GVN Center and Member Spotlight
Richard Scheuermann
Director, La Jolla Campus
Craig Venter Institute
What are you and your institution currently working on regarding SARS-CoV-2?
Dr. Scheuermann is leading a team of investigators at JCVI in response to the COVID-19 outbreak. Through his NIH-sponsored Bioinformatics Resource Center project, his team released a dedicated public web portal for data about the SARS-CoV-2 virus during the early stages of the outbreak, and collaborated with investigators at the La Jolla Institute for Immunology to apply machine learning methods to predict the likely immune epitopes targeted by the immune response to SARS-CoV-2 infection. Gene Tan, at the JCVI’s La Jolla campus, is leading efforts to develop SARS-CoV-2 spike glycoprotein pseudotyped viruses for receptor binding and antibody neutralization assays. Through an IARPA-funded collaboration with investigators at Harvard Wyss Institute, John Glass is using in vitro cell culture systems to assess the capacity of SARS-CoV-2 proteins to inhibit antiviral mechanisms of the human innate immune system that would otherwise prevent viral replication in those cells. Lauren Oldfield and Sanjay Vashee, at JCVI’s Rockville campus, are collaborating with investigators at the University of Maryland to use synthetic genomics to develop a SARS-CoV-2 infectious clone paired with a rapid, modular reverse genetic system to assess genomic variants from the wealth of global sequencing data, develop and test vaccine candidates, and generate needed tools, including fluorescent and tagged virus strains.
What efforts are you making on COVID-19 serology, and how would you assess the progress of current testing?
JCVI is developing critical resources for the evaluation of antibody reactivity for serology testing. From an informatics perspective, the use of comparative genomics methods and predictive machine learning algorithms are being used to identify the key determinants for immune system recognition and to monitor the impact of virus evolution in immune system evasion. The bioinformatics analyses will aid in developing critical resources for the evaluation of antibody reactivity for serology testing. In the laboratory, viral surface proteins are being generated for use as ELISA antigens, pseudotyped recombinant viruses are being constructed for neutralizing assays, and candidate vaccine constructs are being synthetized to define the immunogenicity of the viral proteins and to understand the basis of immune response and protection against SARS-CoV-2.
Biosketch
Richard H. Scheuermann is Director of JCVI’s La Jolla Campus and an adjunct professor of pathology at U.C. San Diego. He received a BS in Life Sciences from the Massachusetts Institute of Technology, and a PhD in Molecular Biology from the University of California, Berkeley.
Dr.

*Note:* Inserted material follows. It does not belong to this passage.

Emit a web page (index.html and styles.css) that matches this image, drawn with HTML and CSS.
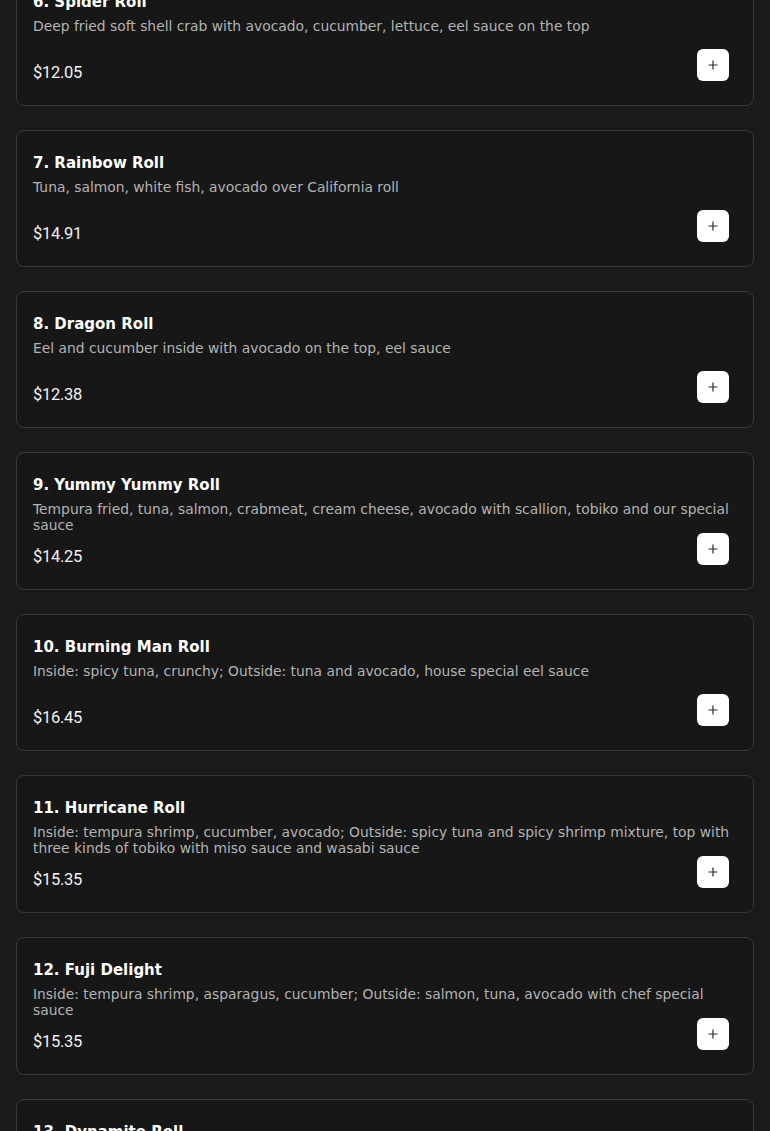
FILE: index.html
```html
<!DOCTYPE html>
<html lang="en">
<head>
<meta charset="utf-8">
<title>Menu</title>
<link rel="stylesheet" href="styles.css">
</head>
<body>
<main class="menu">
  <article class="card">
    <h3 class="title">6. Spider Roll</h3>
    <p class="desc">Deep fried soft shell crab with avocado, cucumber, lettuce, eel sauce on the top</p>
    <div class="row"><span class="price">$12.05</span><button class="add" aria-label="Add"><svg viewBox="0 0 12 12" width="12" height="12"><path d="M6 1.5v9M1.5 6h9" stroke="#2b2b2b" stroke-width="1.2" fill="none"/></svg></button></div>
  </article>
  <article class="card">
    <h3 class="title">7. Rainbow Roll</h3>
    <p class="desc">Tuna, salmon, white fish, avocado over California roll</p>
    <div class="row"><span class="price">$14.91</span><button class="add" aria-label="Add"><svg viewBox="0 0 12 12" width="12" height="12"><path d="M6 1.5v9M1.5 6h9" stroke="#2b2b2b" stroke-width="1.2" fill="none"/></svg></button></div>
  </article>
  <article class="card">
    <h3 class="title">8. Dragon Roll</h3>
    <p class="desc">Eel and cucumber inside with avocado on the top, eel sauce</p>
    <div class="row"><span class="price">$12.38</span><button class="add" aria-label="Add"><svg viewBox="0 0 12 12" width="12" height="12"><path d="M6 1.5v9M1.5 6h9" stroke="#2b2b2b" stroke-width="1.2" fill="none"/></svg></button></div>
  </article>
  <article class="card">
    <h3 class="title">9. Yummy Yummy Roll</h3>
    <p class="desc">Tempura fried, tuna, salmon, crabmeat, cream cheese, avocado with scallion, tobiko and our special sauce</p>
    <div class="row"><span class="price">$14.25</span><button class="add" aria-label="Add"><svg viewBox="0 0 12 12" width="12" height="12"><path d="M6 1.5v9M1.5 6h9" stroke="#2b2b2b" stroke-width="1.2" fill="none"/></svg></button></div>
  </article>
  <article class="card">
    <h3 class="title">10. Burning Man Roll</h3>
    <p class="desc">Inside: spicy tuna, crunchy; Outside: tuna and avocado, house special eel sauce</p>
    <div class="row"><span class="price">$16.45</span><button class="add" aria-label="Add"><svg viewBox="0 0 12 12" width="12" height="12"><path d="M6 1.5v9M1.5 6h9" stroke="#2b2b2b" stroke-width="1.2" fill="none"/></svg></button></div>
  </article>
  <article class="card">
    <h3 class="title">11. Hurricane Roll</h3>
    <p class="desc">Inside: tempura shrimp, cucumber, avocado; Outside: spicy tuna and spicy shrimp mixture, top with three kinds of tobiko with miso sauce and wasabi sauce</p>
    <div class="row"><span class="price">$15.35</span><button class="add" aria-label="Add"><svg viewBox="0 0 12 12" width="12" height="12"><path d="M6 1.5v9M1.5 6h9" stroke="#2b2b2b" stroke-width="1.2" fill="none"/></svg></button></div>
  </article>
  <article class="card">
    <h3 class="title">12. Fuji Delight</h3>
    <p class="desc">Inside: tempura shrimp, asparagus, cucumber; Outside: salmon, tuna, avocado with chef special sauce</p>
    <div class="row"><span class="price">$15.35</span><button class="add" aria-label="Add"><svg viewBox="0 0 12 12" width="12" height="12"><path d="M6 1.5v9M1.5 6h9" stroke="#2b2b2b" stroke-width="1.2" fill="none"/></svg></button></div>
  </article>
  <article class="card">
    <h3 class="title">13. Dynamite Roll</h3>
    <p class="desc">Crabmeat, cucumber, avocado topped with baked spicy seafood</p>
    <div class="row"><span class="price">$13.95</span><button class="add" aria-label="Add"><svg viewBox="0 0 12 12" width="12" height="12"><path d="M6 1.5v9M1.5 6h9" stroke="#2b2b2b" stroke-width="1.2" fill="none"/></svg></button></div>
  </article>
</main>
</body>
</html>
```

FILE: styles.css
```css
* { box-sizing: border-box; }
html, body { margin: 0; padding: 0; }
body {
  background: #1a1a1a;
  font-family: "DejaVu Sans", "Noto Sans", sans-serif;
  color: #fff;
}
.menu {
  display: flex;
  flex-direction: column;
  gap: 24px;
  padding: 0 16px;
  margin-top: -31px;
}
.card {
  background: #171717;
  border: 1px solid #383838;
  border-radius: 8px;
  padding: 20px 16px 24px 16px;
}
.title {
  margin: 0;
  font-size: 15px;
  line-height: 24px;
  font-weight: 700;
  color: #ffffff;
}
.desc {
  margin: 4px 0 0;
  min-height: 31px;
  font-size: 13.85px;
  line-height: 16px;
  color: #b3b3b3;
}
.row {
  height: 32px;
  display: flex;
  align-items: flex-end;
  justify-content: space-between;
}
.price {
  font-family: Roboto, "DejaVu Sans", sans-serif;
  font-size: 16.5px;
  letter-spacing: -0.3px;
  line-height: 20px;
  margin-bottom: -2px;
  color: #f2f2f2;
}
.add {
  width: 32px;
  height: 32px;
  margin-right: 8px;
  border: 0;
  border-radius: 6px;
  background: #ffffff;
  padding: 0;
  display: flex;
  align-items: center;
  justify-content: center;
  cursor: pointer;
}
```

Scheuermann has applied his deep knowledge in molecular immunology and infectious disease toward the development of novel computational data mining methods and knowledge representation approaches, including the development of biomedical ontologies and their use in data mining, novel methods for the analysis of gene expression, protein network and flow cytometry data, and novel comparative genomics methods. These computational methods have been made available through several public database and analysis resources, including the Influenza Research Database, the Virus Pathogen Resource, and the Immunology Database and Analysis Portal supported by the U.S. National Institutes of Health.
Overview of J. Craig Venter Institute and GVN
The J. Craig Venter Institute (JCVI), which has campuses in both Rockville, MD, and La Jolla, CA, has become a major center in virology research. The thread that runs through all JCVI research is genomics, i.e. analysis of the genetic material of populations of organisms, cells, and viruses. The virology program at JCVI conducts research focused primarily on genomics, evolution, pathogenesis, and vaccine development. The JCVI virology community is composed of representatives from every group in the institute: infectious diseases, human genomics, bioinformatics, synthetic biology, and environmental genomics. JCVI virology may be best known for sequencing thousands of complete influenza virus genomes, and the viral genomics program also has expertise in sequencing, assembly, and annotation of many other virus families. Thus, the ability of JCVI to rapidly isolate, sequence, analyze, and synthesize virus genomes through a fully integrated workflow infrastructure makes JCVI unique as a possible rapid response center and therefore a valuable partner in the GVN.